Based on the filings now before the Court, including the allegations in the Second Amended Complaint, which the Court accepts as true, Plaintiffs annuity exchange was made “in connection with” the sale of “covered securities” and therefore claims related to that exchange cannot survive a motion to dismiss.
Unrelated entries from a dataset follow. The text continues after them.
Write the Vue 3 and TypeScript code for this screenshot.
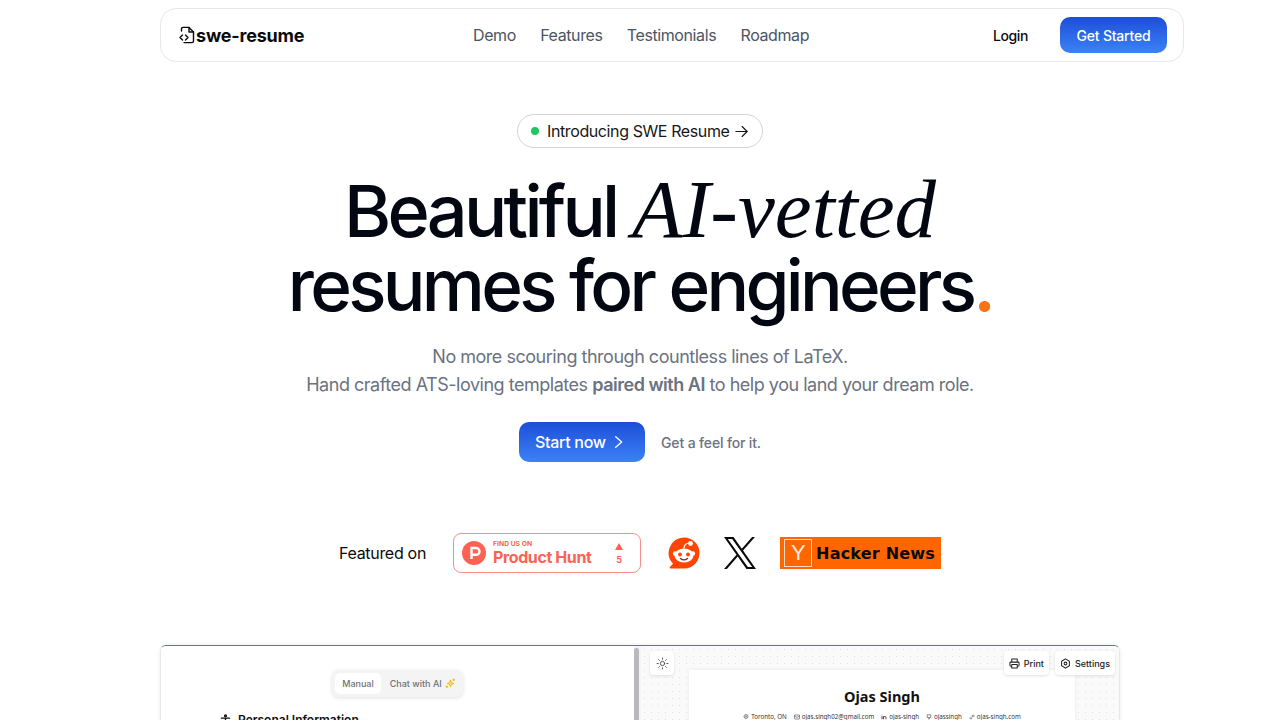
<script setup lang="ts">
const links: string[] = ['Demo', 'Features', 'Testimonials', 'Roadmap']
const contacts: { t: string; k: string }[] = [
  { t: 'Toronto, ON', k: 'pin' },
  { t: 'ojas.singh02@gmail.com', k: 'mail' },
  { t: 'ojas-singh', k: 'in' },
  { t: 'ojassingh', k: 'gh' },
  { t: 'ojas-singh.com', k: 'link' },
]
</script>

<template>
  <div class="page">
    <header class="nav">
      <a class="logo">
        <svg width="16" height="18" viewBox="0 0 16 18" fill="none" stroke="#0a0a0a" stroke-width="1.4" stroke-linecap="round" stroke-linejoin="round">
          <path d="M2.5 5V3a1.6 1.6 0 0 1 1.6-1.6H10l4.5 4.5V15a1.6 1.6 0 0 1-1.6 1.6H5" />
          <path d="M10 1.500V6h4.500" />
          <path d="M3.500 9 1 11.500 3.500 14" />
          <path d="M6.500 9 9 11.500 6.500 14" />
        </svg>
        <span>swe-resume</span>
      </a>
      <nav class="links">
        <a v-for="l in links" :key="l">{{ l }}</a>
      </nav>
      <div class="actions">
        <a class="login">Login</a>
        <a class="cta">Get Started</a>
      </div>
    </header>

    <main class="hero">
      <div class="pill">
        <i class="dot"></i>
        <span>Introducing SWE Resume</span>
        <svg width="15" height="15" viewBox="0 0 24 24" fill="none" stroke="#171717" stroke-width="1.800" stroke-linecap="round" stroke-linejoin="round">
          <path d="M3 12h18" /><path d="m13 4 8 8-8 8" />
        </svg>
      </div>
      <h1>Beautiful <em>AI-vetted</em><br /><span class="l2">resumes for engineers<b>.</b></span></h1>
      <p class="sub">No more scouring through countless lines of LaTeX.<br />Hand crafted ATS-loving templates <strong>paired with AI</strong> to help you land your dream role.</p>
      <div class="buttons">
        <a class="start">
          Start now
          <svg width="16" height="16" viewBox="0 0 24 24" fill="none" stroke="#fff" stroke-width="2" stroke-linecap="round" stroke-linejoin="round"><path d="m7 4 9 8-9 8" /></svg>
        </a>
        <a class="feel">Get a feel for it.</a>
      </div>

      <div class="featured">
        <span class="f-label">Featured on</span>
        <div class="ph">
          <svg width="24" height="24" viewBox="0 0 24 24"><circle cx="12" cy="12" r="12" fill="#ff6154" /><path d="M9.500 18V7h4.600a3.400 3.400 0 0 1 0 6.800H9.500" fill="none" stroke="#fff" stroke-width="2.400" /></svg>
          <div class="ph-text">
            <small>FIND US ON</small>
            <strong>Product Hunt</strong>
          </div>
          <div class="ph-vote">
            <i></i>
            <span>5</span>
          </div>
        </div>
        <svg class="reddit" width="32" height="32" viewBox="0 0 32 32">
          <path d="M16 .5A15.500 15.500 0 1 1 16 31.500H2.500c-.8 0-1.200-1-.6-1.600L5 26.700A15.500 15.500 0 0 1 16 .5Z" fill="#ff4500" />
          <ellipse cx="16" cy="18.500" rx="9.500" ry="7" fill="#fff" />
          <circle cx="7.200" cy="16.500" r="2.300" fill="#fff" />
          <circle cx="24.800" cy="16.500" r="2.300" fill="#fff" />
          <circle cx="12" cy="17.500" r="1.900" fill="#ff4500" />
          <circle cx="20" cy="17.500" r="1.900" fill="#ff4500" />
          <path d="M12.500 21.500c2 1.600 5 1.600 7 0" fill="none" stroke="#842123" stroke-width="1.300" stroke-linecap="round" />
          <path d="M16 11.500c0-3 1-5 5-5.500" fill="none" stroke="#fff" stroke-width="1.200" />
          <circle cx="22.500" cy="6.500" r="2.400" fill="#fff" />
        </svg>
        <svg class="x" width="32" height="32" viewBox="0 0 300 300">
          <path fill-rule="evenodd" d="M178.570 127.150 290.270 0h-26.470l-97.030 110.370L89.340 0H0l117.130 166.930L0 300.250h26.470l102.400-116.590 81.800 116.590h89.340M36.010 19.540H76.670l187.130 262.130h-40.670" fill="#0a0a0a" />
        </svg>
        <div class="hn">
          <span class="y">Y</span>
          <span class="hn-t">Hacker News</span>
        </div>
      </div>

      <section class="preview">
        <div class="left">
          <div class="tabs">
            <span class="tab on">Manual</span>
            <span class="tab ai">Chat with AI
              <svg width="11" height="11" viewBox="0 0 24 24" fill="none" stroke="#eab308" stroke-width="2" stroke-linecap="round" stroke-linejoin="round"><path d="M12 5l2 5 5 2-5 2-2 5-2-5-5-2 5-2z" fill="#fde68a" /><path d="M19 2v4M17 4h4M4 17v4M2 19h4" /></svg>
            </span>
          </div>
          <div class="pi">
            <svg width="11" height="11" viewBox="0 0 24 24" fill="none" stroke="#111" stroke-width="3" stroke-linecap="round"><circle cx="12" cy="4" r="2" /><path d="M3 9h18M12 9v6l-5 7M12 15l5 7" /></svg>
            <span>Personal Information</span>
          </div>
        </div>
        <div class="divider"></div>
        <div class="right">
          <div class="toolbar">
            <span class="tool sun">
              <svg width="13" height="13" viewBox="0 0 24 24" fill="none" stroke="#555" stroke-width="1.800" stroke-linecap="round"><circle cx="12" cy="12" r="4" /><path d="M12 2v2M12 20v2M4.900 4.900l1.500 1.500M17.600 17.600l1.500 1.500M2 12h2M20 12h2M4.900 19.100l1.500-1.500M17.600 6.400l1.500-1.500" /></svg>
            </span>
            <div class="tool-right">
              <span class="tool">
                <svg width="11" height="11" viewBox="0 0 24 24" fill="none" stroke="#222" stroke-width="2.200" stroke-linejoin="round"><path d="M6 9V2h12v7M6 18H4a2 2 0 0 1-2-2v-5a2 2 0 0 1 2-2h16a2 2 0 0 1 2 2v5a2 2 0 0 1-2 2h-2" /><path d="M6 14h12v8H6z" /></svg>
                Print
              </span>
              <span class="tool">
                <svg width="11" height="11" viewBox="0 0 24 24" fill="none" stroke="#222" stroke-width="2.200"><circle cx="12" cy="12" r="3" /><path d="M12 2l8.500 5v10L12 22l-8.500-5V7z" /></svg>
                Settings
              </span>
            </div>
          </div>
          <div class="sheet">
            <div class="name">Ojas Singh</div>
            <div class="contact">
              <span v-for="c in contacts" :key="c.k" class="c">
                <svg width="6" height="6" viewBox="0 0 24 24" fill="none" stroke="#444" stroke-width="2.400">
                  <template v-if="c.k === 'pin'"><circle cx="12" cy="10" r="8" /><circle cx="12" cy="10" r="3" /></template>
                  <template v-else-if="c.k === 'mail'"><rect x="2" y="4" width="20" height="16" rx="2" /><path d="m2 7 10 7 10-7" /></template>
                  <template v-else-if="c.k === 'in'"><path d="M4 9v12M10 21V9M10 14c0-5 10-6 10 0v7M4 3v2" stroke-width="4" /></template>
                  <template v-else-if="c.k === 'gh'"><path d="M5 3h14v11H14v4l-3 3v-7H5z" /></template>
                  <template v-else><path d="M10 14l6-6M8 11l-4 4a4 4 0 0 0 5 5l4-4M16 13l4-4a4 4 0 0 0-5-5l-4 4" /></template>
                </svg>
                {{ c.t }}
              </span>
            </div>
          </div>
        </div>
      </section>
    </main>
  </div>
</template>

<style>
html, body { margin: 0; background: #fff; overflow: hidden; }
</style>

<style scoped>
* { box-sizing: border-box; }
.page {
  height: 720px;
  overflow: hidden;
  font-family: Inter, "Liberation Sans", sans-serif;
  color: #0a0a0a;
  background: #fff;
  padding-top: 8px;
  letter-spacing: -0.025em;
}
.nav {
  width: 1024px;
  height: 54px;
  margin-left: 160px;
  padding: 0 16px 0 18px;
  border: 1px solid #e5e7eb;
  border-radius: 16px;
  display: flex;
  align-items: center;
}
.logo { width: 126px; flex: none; display: flex; align-items: center; gap: 1px; font-size: 18px; font-weight: 700; letter-spacing: -0.2px; color: #0a0a0a; }
.links { margin-left: 168px; display: flex; gap: 24.300px; font-size: 16px; color: #4b5563; }
.actions { margin-left: auto; display: flex; align-items: center; gap: 32px; }
.login { font-size: 14px; font-weight: 500; color: #0a0a0a; }
.cta {
  width: 107px; height: 36px; border-radius: 10px;
  display: flex; align-items: center; justify-content: center;
  font-size: 14px; font-weight: 500; letter-spacing: -0.2px; color: #fff;
  background: linear-gradient(180deg, #1d4ed8, #3b82f6);
}
.hero { display: flex; flex-direction: column; align-items: center; }
.pill {
  margin-top: 52px;
  height: 34px;
  width: 246px;
  border: 1px solid #d4d4d8;
  border-radius: 17px;
  display: flex; align-items: center; justify-content: center;
  gap: 5px;
  font-size: 16px;
  color: #171717;
}
.dot { width: 8px; height: 8px; border-radius: 50%; background: #22c55e; margin-right: 3.500px; }
h1 {
  margin: 24px 0 0;
  font-size: 72px;
  line-height: 74px;
  font-weight: 540;
  letter-spacing: -3.700px;
  text-align: center;
  color: #030712;
}
h1 em { font-family: "Liberation Serif", serif; font-style: italic; font-weight: 400; letter-spacing: 0; font-size: 83px; }
h1 .l2 { font-size: 71px; }
h1 b { color: #f97316; font-weight: 600; }
.sub { margin: 21px 0 0; font-size: 18px; line-height: 28px; letter-spacing: -0.480px; color: #6b7280; text-align: center; }
.sub strong { font-weight: 600; }
.buttons { margin-top: 23px; display: flex; align-items: center; gap: 16px; }
.start {
  width: 126px; height: 40px; border-radius: 10px;
  display: flex; align-items: center; gap: 5px; padding-left: 16px;
  font-size: 16px; font-weight: 500; letter-spacing: -0.3px; color: #fff;
  background: linear-gradient(180deg, #1d4ed8, #3b82f6);
}
.feel { font-size: 14px; font-weight: 500; letter-spacing: -0.15px; color: #6b7280; }
.featured { margin-top: 71px; height: 40px; display: flex; align-items: center; }
.f-label { font-size: 16px; letter-spacing: -0.3px; color: #0a0a0a; margin-right: 27px; }
.ph {
  width: 188px; height: 40px;
  border: 1px solid #f7908a;
  border-radius: 8px;
  display: flex; align-items: center;
  padding-left: 8px;
  gap: 7px;
  color: #ff6154;
  margin-right: 27px;
}
.ph-text { display: flex; flex-direction: column; width: 108px; }
.ph-text small { font-size: 6.800px; line-height: 8px; font-weight: 700; letter-spacing: 0; }
.ph-text strong { font-size: 16px; line-height: 18px; font-weight: 700; white-space: nowrap; }
.ph-vote { display: flex; flex-direction: column; align-items: center; gap: 5px; width: 10px; margin-left: 6px; }
.ph-vote i { width: 0; height: 0; border-left: 4.500px solid transparent; border-right: 4.500px solid transparent; border-bottom: 7px solid #ff6154; }
.ph-vote span { font-size: 9px; line-height: 9px; font-weight: 700; }
.reddit { margin-right: 24px; }
.x { margin-right: 24px; width: 32px; height: 32px; }
.hn {
  width: 161px; height: 32px; background: #ff6600;
  display: flex; align-items: center; padding-left: 4px; gap: 4px;
}
.y { width: 28px; height: 28px; border: 1px solid #fcd9c0; color: #fdeee4; display: flex; align-items: center; justify-content: center; font-size: 22px; font-family: "Liberation Sans", sans-serif; }
.hn-t { font-family: "DejaVu Sans", sans-serif; font-weight: 700; font-size: 16px; letter-spacing: 0.2px; color: #0a0a0a; white-space: nowrap; }
.preview {
  margin-top: 72px;
  width: 960px;
  height: 300px;
  flex: none;
  border-top: 1px solid #6b7280;
  border-left: 1px solid #e5e7eb;
  border-right: 1px solid #e5e7eb;
  border-radius: 6px 6px 0 0;
  display: flex;
  box-shadow: 0 0 4px rgba(0,0,0,.08);
  overflow: hidden;
  letter-spacing: 0;
}
.left { width: 473px; flex: none; background: #fff; display: flex; flex-direction: column; align-items: center; padding-top: 24px; }
.tabs {
  display: flex; align-items: center; height: 27px; padding: 3px; gap: 1px;
  background: #f4f4f5; border-radius: 7px;
  box-shadow: 0 1px 4px rgba(0,0,0,.12);
  font-size: 9px; font-weight: 500; color: #71717a;
}
.tab { height: 21px; padding: 0 7px; display: flex; align-items: center; border-radius: 5px; white-space: nowrap; gap: 3px; }
.tab.ai { padding: 0 4px 0 8px; }
.tab.on { background: #fff; }
.pi { align-self: flex-start; margin: 15px 0 0 59px; display: flex; align-items: center; gap: 7px; font-size: 12px; font-weight: 600; color: #111; white-space: nowrap; }
.divider { width: 7px; flex: none; background: #f3f4f6; display: flex; }
.divider::before { content: ""; width: 5px; background: #b9b9bd; border-radius: 2px; margin: 2px 0; }
.right {
  flex: 1;
  position: relative;
  background-color: #fafafa;
  background-image: radial-gradient(#e0e0e2 0.7px, transparent 0.8px);
  background-size: 7px 7px;
  display: flex; flex-direction: column; align-items: center;
  padding-top: 24px;
}
.toolbar { position: absolute; top: 5px; left: 9px; right: 4px; display: flex; justify-content: space-between; z-index: 1; }
.tool-right { display: flex; gap: 6px; }
.tool {
  height: 24px; padding: 0 5px;
  display: flex; align-items: center; gap: 4px;
  background: #fff; border-radius: 4px;
  box-shadow: 0 1px 3px rgba(0,0,0,.12);
  font-size: 9px; font-weight: 500; color: #222;
}
.sun { width: 24px; justify-content: center; padding: 0; }
.sheet { width: 386px; height: 200px; background: #fff; box-shadow: 0 0 4px rgba(0,0,0,.08); text-align: center; padding-top: 16px; transform: translateX(2px); }
.name { font-family: "Noto Sans", sans-serif; font-size: 14.500px; font-weight: 700; line-height: 20px; color: #111; }
.contact { margin-top: 6px; display: flex; justify-content: center; gap: 7px; font-family: "Noto Sans", sans-serif; font-size: 6.200px; color: #333; white-space: nowrap; }
.c { display: flex; align-items: center; gap: 2px; }
</style>
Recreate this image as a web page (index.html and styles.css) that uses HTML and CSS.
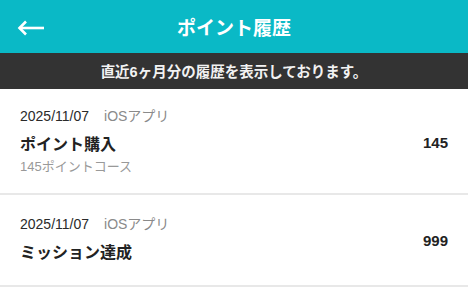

However, because it is the Ruud’s exchange, which involved a covered security (the Pacific Annuity), that forms the basis for the allegations in the complaint, the Court dismisses the claims without prejudice with leave to amend should other class members be able to state claims based on the exchange of non-covered securities or for other reasons.


Based on the foregoing, and all the files, records, and proceedings herein, IT IS HEREBY ORDERED that:

1. Defendant PHL Variable Insurance Company’s, d/b/a Phoenix, Motion to Dismiss Plaintiffs’ Second Amended Class Action Complaint (Doc. No. [12]) is GRANTED.

2. Defendants Anthony John Friendshuh and Heritage Partners, LLC’s Motion to Dismiss Joining in Co-Defendant PHL Variable Insurance Company’s Motion to Dismiss Plaintiffs’ Second Amended Class Action Complaint (Doc. No. [31]) is GRANTED.

3. Counts I and II are DISMISSED WITHOUT PREJUDICE as to all Defendants.